-- Start --

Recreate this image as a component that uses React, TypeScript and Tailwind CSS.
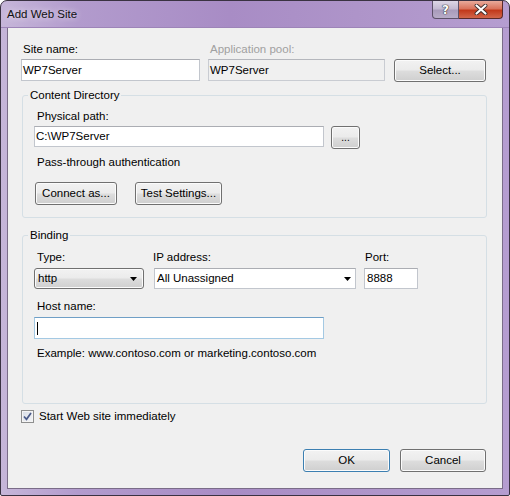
import React from 'react';

const btn =
  'flex items-center justify-center rounded-[3px] border border-[#707070] bg-[linear-gradient(to_bottom,#f2f2f2_0%,#ebebeb_48%,#dddddd_52%,#cfcfcf_100%)] shadow-[inset_0_0_0_1px_#fbfbfb]';
const field =
  'flex items-center border border-[#c2c6cd] border-t-[#abadb3] bg-white pl-[1px]';

function Arrow() {
  return (
    <svg width="7" height="4" viewBox="0 0 7 4" className="shrink-0">
      <path d="M0 0h7L3.5 4z" fill="#000" />
    </svg>
  );
}

export default function App() {
  return (
    <div className="w-[510px] h-[496px] font-['Liberation_Sans',Arial,sans-serif] text-[11.5px] leading-[15px] text-black bg-white">
      <div className="w-[510px] h-[496px] flex flex-col rounded-t-[7px] rounded-b-[2px] border border-[#3a3242] bg-[linear-gradient(90deg,#c6b6d9_0%,#b29bcd_15%,#a88cc5_45%,#ae94c9_70%,#b59dd0_100%)]">
        {/* title bar */}
        <div className="h-[27px] flex items-center pl-[6px] border-b border-[#9d84b8]">
          <span className="text-[#111] [text-shadow:0_0_6px_#f3edf8]">Add Web Site</span>
          <div className="ml-auto mr-[6px] self-start flex h-[18px]">
            <div className="w-[27px] h-[18px] flex items-center justify-center rounded-bl-[4px] border border-t-0 border-[#5d5169] bg-[linear-gradient(to_bottom,#ddd6e6_0%,#c4bad2_45%,#a99bbb_55%,#b8acc8_100%)]">
              <span className="font-['DejaVu_Sans',sans-serif] font-bold text-[12px] leading-[12px] text-white [text-shadow:0_0_1px_#333,0_0_1px_#333,0_0_1px_#333]">?</span>
            </div>
            <div className="w-[44px] h-[18px] flex items-center justify-center rounded-br-[4px] border border-t-0 border-l-0 border-[#5a2a2a] bg-[linear-gradient(to_bottom,#e9aa9b_0%,#d9735c_45%,#c2391b_55%,#d2664a_100%)]">
              <svg width="14" height="11" viewBox="0 0 14 11">
                <path d="M2.5 1.5l9 8M11.5 1.5l-9 8" stroke="#3a2a2a" strokeWidth="3.8" strokeLinecap="round" />
                <path d="M2.5 1.5l9 8M11.5 1.5l-9 8" stroke="#ffffff" strokeWidth="2.2" strokeLinecap="round" />
              </svg>
            </div>
          </div>
        </div>

        {/* client area */}
        <div className="flex-1 mx-[6px] mb-[6px] border border-[#7a6c88] border-t-0 bg-[#f0f0f0] flex flex-col pl-[13px] pr-[15px] pt-[14px]">
          {/* site name row */}
          <div className="flex items-start">
            <div className="w-[179px] flex flex-col gap-[2px]">
              <span className="pl-[2px]">Site name:</span>
              <div className={`${field} h-[22px]`}>WP7Server</div>
            </div>
            <div className="w-[177px] ml-[8px] flex flex-col gap-[2px]">
              <span className="pl-[2px] text-[#a0a0a0]">Application pool:</span>
              <div className="h-[22px] flex items-center border border-[#c9ccd2] border-t-[#b5b7bd] bg-[#f0f0f0] pl-[1px]">WP7Server</div>
            </div>
            <div className={`${btn} w-[92px] h-[23px] ml-[9px] mt-[17px]`}>Select...</div>
          </div>

          {/* content directory */}
          <fieldset className="mt-[6px] ml-[1px] border border-[#d5dfe5] rounded-[3px] pl-[11px] pr-[11px] pt-[6px] pb-[12px] flex flex-col">
            <legend className="-ml-[6px] px-[2px] leading-[15px]">Content Directory</legend>
            <span className="pl-[3px]">Physical path:</span>
            <div className="flex items-start mt-[2px]">
              <div className={`${field} w-[290px] h-[21px]`}>C:\WP7Server</div>
              <div className={`${btn} w-[29px] h-[23px] ml-[7px] text-[10px] leading-[10px]`}>...</div>
            </div>
            <span className="pl-[3px] mt-[6px]">Pass-through authentication</span>
            <div className="flex mt-[12px] ml-[1px]">
              <div className={`${btn} w-[82px] h-[23px]`}>Connect as...</div>
              <div className={`${btn} w-[87px] h-[23px] ml-[18px]`}>Test Settings...</div>
            </div>
          </fieldset>

          {/* binding */}
          <fieldset className="mt-[10px] ml-[1px] border border-[#d5dfe5] rounded-[3px] pl-[11px] pr-[11px] pt-[7px] pb-[42px] flex flex-col">
            <legend className="-ml-[6px] px-[2px] leading-[15px]">Binding</legend>
            <div className="flex items-start">
              <div className="w-[110px] flex flex-col gap-[3px]">
                <span className="pl-[3px]">Type:</span>
                <div className={`${btn} h-[21px] !justify-between pl-[3px] pr-[6px]`}>
                  <span>http</span>
                  <Arrow />
                </div>
              </div>
              <div className="w-[202px] ml-[10px] flex flex-col gap-[3px]">
                <span className="-ml-[1px]">IP address:</span>
                <div className={`${field} h-[21px] justify-between pl-[2px] pr-[4px]`}>
                  <span>All Unassigned</span>
                  <Arrow />
                </div>
              </div>
              <div className="w-[54px] ml-[8px] flex flex-col gap-[3px]">
                <span className="pl-[1px]">Port:</span>
                <div className={`${field} h-[21px] pl-[2px]`}>8888</div>
              </div>
            </div>
            <span className="pl-[3px] mt-[10px]">Host name:</span>
            <div className="mt-[3px] w-[290px] h-[22px] flex items-center border border-[#a4c9e3] border-t-[#6f9fc6] bg-white pl-[2px]">
              <div className="w-[1px] h-[13px] bg-black" />
            </div>
            <span className="pl-[3px] mt-[7px]">Example: www.contoso.com or marketing.contoso.com</span>
          </fieldset>

          {/* start immediately */}
          <div className="flex items-center mt-[5px]">
            <div className="w-[13px] h-[13px] border border-[#8e8f8f] bg-[linear-gradient(135deg,#d8dde6_0%,#f4f5f7_100%)] shadow-[inset_0_0_0_1px_#f4f4f4] flex items-center justify-center">
              <svg width="9" height="9" viewBox="0 0 9 9">
                <path d="M1 4.5l2.5 2.8L8 1" fill="none" stroke="#4a5a88" strokeWidth="1.7" />
              </svg>
            </div>
            <span className="ml-[5px]">Start Web site immediately</span>
          </div>

          {/* buttons */}
          <div className="flex justify-end mt-[25px] mr-[1px]">
            <div className={`${btn} w-[87px] h-[23px] !border-[#3c7fb1] shadow-[inset_0_0_0_1px_#a8dcf5]`}>OK</div>
            <div className={`${btn} w-[86px] h-[23px] ml-[10px]`}>Cancel</div>
          </div>
        </div>
      </div>
    </div>
  );
}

-- End --

> **Exercise description**
Take the listing above and restate it word for word, without its pictures.

> **The reply**
Recreate this image as a component that uses React, TypeScript and Tailwind CSS.
import React from 'react';

const btn =
  'flex items-center justify-center rounded-[3px] border border-[#707070] bg-[linear-gradient(to_bottom,#f2f2f2_0%,#ebebeb_48%,#dddddd_52%,#cfcfcf_100%)] shadow-[inset_0_0_0_1px_#fbfbfb]';
const field =
  'flex items-center border border-[#c2c6cd] border-t-[#abadb3] bg-white pl-[1px]';

function Arrow() {
  return (
    <svg width="7" height="4" viewBox="0 0 7 4" className="shrink-0">
      <path d="M0 0h7L3.5 4z" fill="#000" />
    </svg>
  );
}

export default function App() {
  return (
    <div className="w-[510px] h-[496px] font-['Liberation_Sans',Arial,sans-serif] text-[11.5px] leading-[15px] text-black bg-white">
      <div className="w-[510px] h-[496px] flex flex-col rounded-t-[7px] rounded-b-[2px] border border-[#3a3242] bg-[linear-gradient(90deg,#c6b6d9_0%,#b29bcd_15%,#a88cc5_45%,#ae94c9_70%,#b59dd0_100%)]">
        {/* title bar */}
        <div className="h-[27px] flex items-center pl-[6px] border-b border-[#9d84b8]">
          <span className="text-[#111] [text-shadow:0_0_6px_#f3edf8]">Add Web Site</span>
          <div className="ml-auto mr-[6px] self-start flex h-[18px]">
            <div className="w-[27px] h-[18px] flex items-center justify-center rounded-bl-[4px] border border-t-0 border-[#5d5169] bg-[linear-gradient(to_bottom,#ddd6e6_0%,#c4bad2_45%,#a99bbb_55%,#b8acc8_100%)]">
              <span className="font-['DejaVu_Sans',sans-serif] font-bold text-[12px] leading-[12px] text-white [text-shadow:0_0_1px_#333,0_0_1px_#333,0_0_1px_#333]">?</span>
            </div>
            <div className="w-[44px] h-[18px] flex items-center justify-center rounded-br-[4px] border border-t-0 border-l-0 border-[#5a2a2a] bg-[linear-gradient(to_bottom,#e9aa9b_0%,#d9735c_45%,#c2391b_55%,#d2664a_100%)]">
              <svg width="14" height="11" viewBox="0 0 14 11">
                <path d="M2.5 1.5l9 8M11.5 1.5l-9 8" stroke="#3a2a2a" strokeWidth="3.8" strokeLinecap="round" />
                <path d="M2.5 1.5l9 8M11.5 1.5l-9 8" stroke="#ffffff" strokeWidth="2.2" strokeLinecap="round" />
              </svg>
            </div>
          </div>
        </div>

        {/* client area */}
        <div className="flex-1 mx-[6px] mb-[6px] border border-[#7a6c88] border-t-0 bg-[#f0f0f0] flex flex-col pl-[13px] pr-[15px] pt-[14px]">
          {/* site name row */}
          <div className="flex items-start">
            <div className="w-[179px] flex flex-col gap-[2px]">
              <span className="pl-[2px]">Site name:</span>
              <div className={`${field} h-[22px]`}>WP7Server</div>
            </div>
            <div className="w-[177px] ml-[8px] flex flex-col gap-[2px]">
              <span className="pl-[2px] text-[#a0a0a0]">Application pool:</span>
              <div className="h-[22px] flex items-center border border-[#c9ccd2] border-t-[#b5b7bd] bg-[#f0f0f0] pl-[1px]">WP7Server</div>
            </div>
            <div className={`${btn} w-[92px] h-[23px] ml-[9px] mt-[17px]`}>Select...</div>
          </div>

          {/* content directory */}
          <fieldset className="mt-[6px] ml-[1px] border border-[#d5dfe5] rounded-[3px] pl-[11px] pr-[11px] pt-[6px] pb-[12px] flex flex-col">
            <legend className="-ml-[6px] px-[2px] leading-[15px]">Content Directory</legend>
            <span className="pl-[3px]">Physical path:</span>
            <div className="flex items-start mt-[2px]">
              <div className={`${field} w-[290px] h-[21px]`}>C:\WP7Server</div>
              <div className={`${btn} w-[29px] h-[23px] ml-[7px] text-[10px] leading-[10px]`}>...</div>
            </div>
            <span className="pl-[3px] mt-[6px]">Pass-through authentication</span>
            <div className="flex mt-[12px] ml-[1px]">
              <div className={`${btn} w-[82px] h-[23px]`}>Connect as...</div>
              <div className={`${btn} w-[87px] h-[23px] ml-[18px]`}>Test Settings...</div>
            </div>
          </fieldset>

          {/* binding */}
          <fieldset className="mt-[10px] ml-[1px] border border-[#d5dfe5] rounded-[3px] pl-[11px] pr-[11px] pt-[7px] pb-[42px] flex flex-col">
            <legend className="-ml-[6px] px-[2px] leading-[15px]">Binding</legend>
            <div className="flex items-start">
              <div className="w-[110px] flex flex-col gap-[3px]">
                <span className="pl-[3px]">Type:</span>
                <div className={`${btn} h-[21px] !justify-between pl-[3px] pr-[6px]`}>
                  <span>http</span>
                  <Arrow />
                </div>
              </div>
              <div className="w-[202px] ml-[10px] flex flex-col gap-[3px]">
                <span className="-ml-[1px]">IP address:</span>
                <div className={`${field} h-[21px] justify-between pl-[2px] pr-[4px]`}>
                  <span>All Unassigned</span>
                  <Arrow />
                </div>
              </div>
              <div className="w-[54px] ml-[8px] flex flex-col gap-[3px]">
                <span className="pl-[1px]">Port:</span>
                <div className={`${field} h-[21px] pl-[2px]`}>8888</div>
              </div>
            </div>
            <span className="pl-[3px] mt-[10px]">Host name:</span>
            <div className="mt-[3px] w-[290px] h-[22px] flex items-center border border-[#a4c9e3] border-t-[#6f9fc6] bg-white pl-[2px]">
              <div className="w-[1px] h-[13px] bg-black" />
            </div>
            <span className="pl-[3px] mt-[7px]">Example: www.contoso.com or marketing.contoso.com</span>
          </fieldset>

          {/* start immediately */}
          <div className="flex items-center mt-[5px]">
            <div className="w-[13px] h-[13px] border border-[#8e8f8f] bg-[linear-gradient(135deg,#d8dde6_0%,#f4f5f7_100%)] shadow-[inset_0_0_0_1px_#f4f4f4] flex items-center justify-center">
              <svg width="9" height="9" viewBox="0 0 9 9">
                <path d="M1 4.5l2.5 2.8L8 1" fill="none" stroke="#4a5a88" strokeWidth="1.7" />
              </svg>
            </div>
            <span className="ml-[5px]">Start Web site immediately</span>
          </div>

          {/* buttons */}
          <div className="flex justify-end mt-[25px] mr-[1px]">
            <div className={`${btn} w-[87px] h-[23px] !border-[#3c7fb1] shadow-[inset_0_0_0_1px_#a8dcf5]`}>OK</div>
            <div className={`${btn} w-[86px] h-[23px] ml-[10px]`}>Cancel</div>
          </div>
        </div>
      </div>
    </div>
  );
}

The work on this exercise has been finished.